▸ Aim: Starting at the first line of the listing below, repeat each line up to and including the one containing "import React from". Leave out pictures.

▸ Dataset excerpt:
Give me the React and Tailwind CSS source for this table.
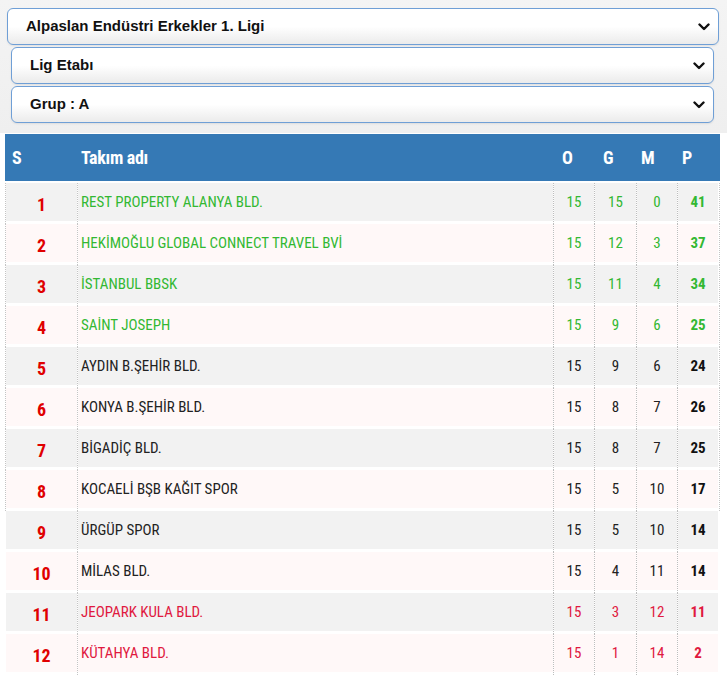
import React from "react";

const takimlar = [
  { s: 1, ad: "REST PROPERTY ALANYA BLD.", o: 15, g: 15, m: 0, p: 41, renk: "yesil" },
  { s: 2, ad: "HEKİMOĞLU GLOBAL CONNECT TRAVEL BVİ", o: 15, g: 12, m: 3, p: 37, renk: "yesil" },
  { s: 3, ad: "İSTANBUL BBSK", o: 15, g: 11, m: 4, p: 34, renk: "yesil" },
  { s: 4, ad: "SAİNT JOSEPH", o: 15, g: 9, m: 6, p: 25, renk: "yesil" },
  { s: 5, ad: "AYDIN B.ŞEHİR BLD.", o: 15, g: 9, m: 6, p: 24, renk: "" },
  { s: 6, ad: "KONYA B.ŞEHİR BLD.", o: 15, g: 8, m: 7, p: 26, renk: "" },
  { s: 7, ad: "BİGADİÇ BLD.", o: 15, g: 8, m: 7, p: 25, renk: "" },
  { s: 8, ad: "KOCAELİ BŞB KAĞIT SPOR", o: 15, g: 5, m: 10, p: 17, renk: "" },
  { s: 9, ad: "ÜRGÜP SPOR", o: 15, g: 5, m: 10, p: 14, renk: "" },
  { s: 10, ad: "MİLAS BLD.", o: 15, g: 4, m: 11, p: 14, renk: "" },
  { s: 11, ad: "JEOPARK KULA BLD.", o: 15, g: 3, m: 12, p: 11, renk: "kirmizi" },
  { s: 12, ad: "KÜTAHYA BLD.", o: 15, g: 1, m: 14, p: 2, renk: "kirmizi" },
];

const Chevron = () => (
  <svg width="12" height="8" viewBox="0 0 12 8">
    <path d="M1.5 1.5 L6 6 L10.5 1.5" fill="none" stroke="#111" strokeWidth="2.4" strokeLinecap="round" strokeLinejoin="round" />
  </svg>
);

const Secim = ({ text, className }) => (
  <div className={"flex items-center justify-between h-[37px] rounded-[6px] border border-[#6f9fd6] bg-gradient-to-b from-white via-white to-[#ebebeb] shadow-[0_1px_2px_rgba(0,0,0,0.08)] pl-[18px] pr-[8px] " + className}>
    <span className="text-[15px] font-bold text-[#111] font-['Liberation_Sans',Arial,sans-serif] font-stretch-normal">{text}</span>
    <Chevron />
  </div>
);

export default function App() {
  return (
    <div className="w-[727px] h-[680px] bg-white font-['Roboto',sans-serif] font-stretch-condensed overflow-hidden">
      <div className="bg-gradient-to-b from-[#f4f4f4] to-[#efefef] pt-[8px] pb-[10px] flex flex-col gap-[2px]">
        <Secim text="Alpaslan Endüstri Erkekler 1. Ligi" className="ml-[7px] mr-[8px]" />
        <Secim text="Lig Etabı" className="ml-[11px] mr-[13px]" />
        <Secim text="Grup : A" className="ml-[11px] mr-[13px]" />
      </div>

      <div className="ml-[5px] w-[715px] h-[47px] mt-[1px] bg-[#3579b5] grid grid-cols-[72px_476px_41px_42px_41px_43px] items-center text-white font-bold text-[18px] tracking-[-0.3px]">
        <div className="pl-[7px]">S</div>
        <div className="pl-[4px]">Takım adı</div>
        <div className="pl-[9px]">O</div>
        <div className="pl-[9px]">G</div>
        <div className="pl-[5px]">M</div>
        <div className="pl-[5px]">P</div>
      </div>

      <div className="ml-[5px] mt-[2px] w-[715px]">
        {takimlar.map((t, i) => {
          const bg = i % 2 === 0 ? "bg-[#f2f2f2]" : "bg-[#fff8f8]";
          const renk =
            t.renk === "yesil" ? "text-[#33b833]" : t.renk === "kirmizi" ? "text-[#e0193f]" : "text-[#222]";
          const dis = i < 8 ? "border-[#c4c4c4]" : "border-transparent";
          const hucre = "h-[41px] pb-[3px] bg-clip-content flex items-center " + bg;
          return (
            <div key={t.s} className="grid grid-cols-[72px_476px_41px_42px_41px_41px_2px] text-[15px]">
              <div className={hucre + " justify-center border-l border-dotted " + dis}>
                <div className="h-[38px] w-full flex items-center justify-center pt-[5px] text-[#e00000] font-bold text-[18px]">{t.s}</div>
              </div>
              <div className={hucre + " border-l border-dotted border-[#c4c4c4]"}>
                <div className={"h-[38px] flex items-center pl-[3px] " + renk}>{t.ad}</div>
              </div>
              {[t.o, t.g, t.m].map((v, k) => (
                <div key={k} className={hucre + " justify-center border-l border-dotted border-[#bdbdbd]"}>
                  <div className={"h-[38px] w-full flex items-center justify-center " + renk}>{v}</div>
                </div>
              ))}
              <div className={hucre + " justify-center border-l border-dotted border-[#bdbdbd]"}>
                <div className={"h-[38px] w-full flex items-center justify-center font-bold " + (t.renk ? renk : "text-[#111]")}>{t.p}</div>
              </div>
              <div className={"h-[41px] border-r border-dotted " + dis}></div>
            </div>
          );
        })}
      </div>
    </div>
  );
}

▸ Written solution:
Give me the React and Tailwind CSS source for this table.
import React from "react";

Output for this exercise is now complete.